In what is surely the best use of pig bladders since the invention of the football, researchers have used a scaffold derived from pig bladder extracellular matrix to mobilize muscle stem cells and regrow large amounts of muscles that had been lost in wounds.

The findings open up new therapeutic possibilities for patients who have lost such large amounts of muscle that the body's natural repair capacities cannot replace them, a condition known as volumetric muscle loss.

Smaller muscle wounds can be repaired by the body with relative ease. But, senior author Stephen Badylak told reporters at a press conference, "when you lose so much muscle that the gap is too large for the normal restorative process to occur, the end result is typically filling that gap with scar tissue," which leads to a marked loss of function.

All five patients described in the paper, which appeared in the May 1, 2014, issue of Science Translational Medicine, had such extensive loss of function despite having multiple surgeries and extensive physical therapy. In some cases, the loss of function of the affected limb had been bad enough for the patients – some of whom were military personnel who had been injured by IEDs, while others were civilians who had suffered accidents – to consider amputation.

"The things that you and I take for granted, getting out of a chair, taking steps, stepping off a curb, getting out of a car, these are the types of deficits that these individuals had," Badylak said. "Frankly, most of these patients have been through hell."

Sometimes, muscles can be transplanted, or tendons rerouted, to have existing muscles take over the functions of lost ones. But that often amounts to robbing Peter to pay Paul. "You are removing function from another part of the body, and once you move that muscle, the growth of the nerves is not always satisfactory," co-author Peter Rubin said told reporters.

Strategies aimed at producing new muscle tissues have been based on cell delivery. But first author Brian Sicari succinctly summed up the key sticking point to that approach.

"Where do you get the cells?"

So in their work, Badylak and his colleagues, who are at the University of Pittsburgh, used a different approach instead: They mobilized the body's own muscle stem cells through the use of a scaffold made out of pig bladder.

The scaffold essentially drew out the body's own stem cells, which repopulated the scaffold with enough muscle cells to close large gaps and, in several cases, improve functional outcomes.

Using an approach that contains no cells has advantages that range from the clinical to the regulatory, Badylak said.

On the clinical side, the patients do not need to be permanently immunosuppressed as organ recipients do because although the recipient immune system does recognize the implants as foreign, "the recognition that occurs is not only not destructive, it's actually beneficial. . . . You want the recipient to recognize it, because the signals that are transmitted are constructive signals to the immune system. There is recognition, but it's a friendly recognition rather than a destructive recognition."

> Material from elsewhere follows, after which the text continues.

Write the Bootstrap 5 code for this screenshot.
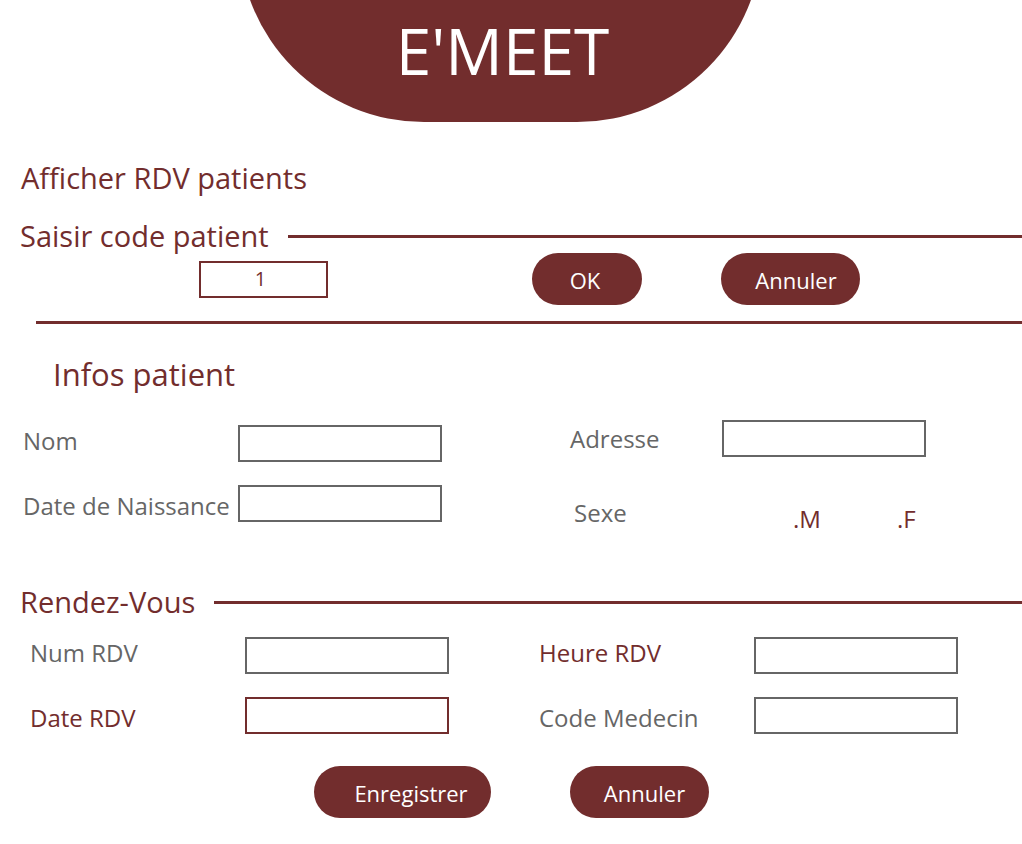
<!DOCTYPE html>
<html lang="fr">
<head>
<meta charset="utf-8">
<meta name="viewport" content="width=device-width, initial-scale=1">
<title>E'MEET</title>
<link rel="stylesheet" href="https://cdn.jsdelivr.net/npm/bootstrap@5.3.0/dist/css/bootstrap.min.css">
<style>
  :root { --wine: #722d2d; --ash: #666; }
  body { font-family: "Trebuchet MS", "Open Sans", "Noto Sans", sans-serif; color: var(--wine); background: #fff; }
  .hat { height: 122px; padding-right: 21px; }
  .hat-shape { width: 523px; height: 370px; border-radius: 185px; background: var(--wine); padding: 0 0 36px 4px; }
  .hat-shape h1 { font-size: 64px; line-height: 70px; font-weight: 500; color: #fff; }
  .page-title { font-size: 29px; line-height: 32px; font-weight: 400; margin: 0; }
  .intro { margin: 40px 0 26px 21px; }
  .section-head { padding-left: 20px; gap: 19px; }
  .rule { height: 3px; background: var(--wine); }
  .rule-full { margin: 16px 0 34px 36px; }
  .infos { margin-left: 53px; font-size: 31px; }
  .search-row { display: grid; grid-template-columns: 333fr 189fr 301fr; padding-left: 199px; margin-top: 1px; align-items: center; }
  .box { height: 37px; width: 204px; border: 2px solid var(--ash); border-radius: 0; padding: 0 8px; color: var(--wine); font-size: 20px; }
  .box:focus { color: var(--wine); }
  .box-wine { border-color: var(--wine); }
  .box-code { width: 129px; padding: 0 14px 2px 8px; }
  .pill { height: 52px; border: 0; border-radius: 26px; background: var(--wine); color: #fff; font-size: 22px; line-height: 30px; padding: 2px 0 0; }
  .pill:hover { background: #5c2323; color: #fff; }
  .pill-ok { width: 110px; padding-right: 4px; }
  .pill-md { width: 139px; padding-left: 11px; }
  .pill-lg { width: 177px; padding-left: 18px; }
  .duo { display: grid; }
  .duo-patient { grid-template-columns: 547fr 452fr; padding-left: 23px; margin-top: 30px; }
  .duo-rdv { grid-template-columns: 509fr 483fr; padding-left: 30px; margin-top: 19px; }
  .fields { display: grid; grid-template-columns: 215px 1fr; grid-auto-rows: 37px; row-gap: 23px; align-content: start; align-items: end; }
  .fields > .tag:first-child { align-self: start; }
  .fields-low { padding-top: 5px; }
  .fields-wide { grid-template-columns: 152px 1fr; row-gap: 37px; align-items: center; }
  .fields-wide > .tag:first-child { align-self: center; }
  .tag { font-size: 24px; line-height: 32px; color: var(--ash); white-space: nowrap; }
  .tag-wine { color: var(--wine); }
  .sexe { gap: 76px; padding: 12px 0 0 71px; }
  .rdv-head { margin-top: 55px; }
  .actions { gap: 79px; margin-top: 32px; padding-bottom: 26px; }
</style>
</head>
<body>
<header class="hat d-flex justify-content-center align-items-end overflow-hidden">
  <div class="hat-shape d-flex flex-shrink-0 justify-content-center align-items-end">
    <h1 class="m-0">E'MEET</h1>
  </div>
</header>
<main>
  <h2 class="page-title intro">Afficher RDV patients</h2>
  <form>
    <div class="section-head d-flex align-items-center">
      <label class="page-title" for="code">Saisir code patient</label>
      <div class="rule flex-grow-1"></div>
    </div>
    <div class="search-row">
      <input class="form-control box box-wine box-code text-center" id="code" type="text" value="1">
      <button class="btn pill pill-ok" type="button">OK</button>
      <button class="btn pill pill-md" type="button">Annuler</button>
    </div>
  </form>
  <div class="rule rule-full"></div>
  <form>
    <h2 class="page-title infos">Infos patient</h2>
    <div class="duo duo-patient">
      <div class="fields fields-low">
        <label class="tag" for="nom">Nom</label>
        <input class="form-control box" id="nom" type="text">
        <label class="tag" for="naissance">Date de Naissance</label>
        <input class="form-control box" id="naissance" type="text">
      </div>
      <div class="fields fields-wide">
        <label class="tag" for="adresse">Adresse</label>
        <input class="form-control box" id="adresse" type="text">
        <span class="tag ps-1" id="sexe">Sexe</span>
        <div class="sexe d-flex" role="radiogroup" aria-labelledby="sexe">
          <div><input class="btn-check" type="radio" name="sexe" id="m"><label class="tag tag-wine" for="m">.M</label></div>
          <div><input class="btn-check" type="radio" name="sexe" id="f"><label class="tag tag-wine" for="f">.F</label></div>
        </div>
      </div>
    </div>
    <div class="section-head rdv-head d-flex align-items-center">
      <h2 class="page-title">Rendez-Vous</h2>
      <div class="rule flex-grow-1"></div>
    </div>
    <div class="duo duo-rdv">
      <div class="fields">
        <label class="tag" for="num">Num RDV</label>
        <input class="form-control box" id="num" type="text">
        <label class="tag tag-wine" for="date">Date RDV</label>
        <input class="form-control box box-wine" id="date" type="text">
      </div>
      <div class="fields">
        <label class="tag tag-wine" for="heure">Heure RDV</label>
        <input class="form-control box" id="heure" type="text">
        <label class="tag" for="medecin">Code Medecin</label>
        <input class="form-control box" id="medecin" type="text">
      </div>
    </div>
    <div class="actions d-flex justify-content-center">
      <button class="btn pill pill-lg" type="submit">Enregistrer</button>
      <button class="btn pill pill-md" type="reset">Annuler</button>
    </div>
  </form>
</main>
<script src="https://cdn.jsdelivr.net/npm/bootstrap@5.3.0/dist/js/bootstrap.bundle.min.js"></script>
</body>
</html>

And on the regulatory side, "when you've got an approach that does not involve the delivery of cells, that greatly simplifies regulatory hurdles that need to be overcome, and also the cost of the therapy."

To make sure that the effects they observed were not natural long-term improvements, the authors tested their scaffold on patients who had been injured at least six months before entering the study. In practice, all of the injuries were at least a year old, with the oldest being more than seven years in the past.

If the patients had been treated soon after sustaining their injuries "which is certainly possible and may even be preferable," Badylak said – it would not have been possible to say how much improvement would have occurred without the treatment.

The researchers also made sure their observed results were due to the surgery by first treating them with an intense regimen of physical therapy tailored to their injury. Only when the patients showed no further improvement in response to ongoing physical therapy did they implant them with the matrix.

Using this protocol, three out of five patients improved after surgery, though Badylak said that the other two failed only because they did not show improvement on every one of the criteria the researchers had established. "By the rules we established going into the study, we had to technically call them failures," he said. But "these patients will tell you that they're better."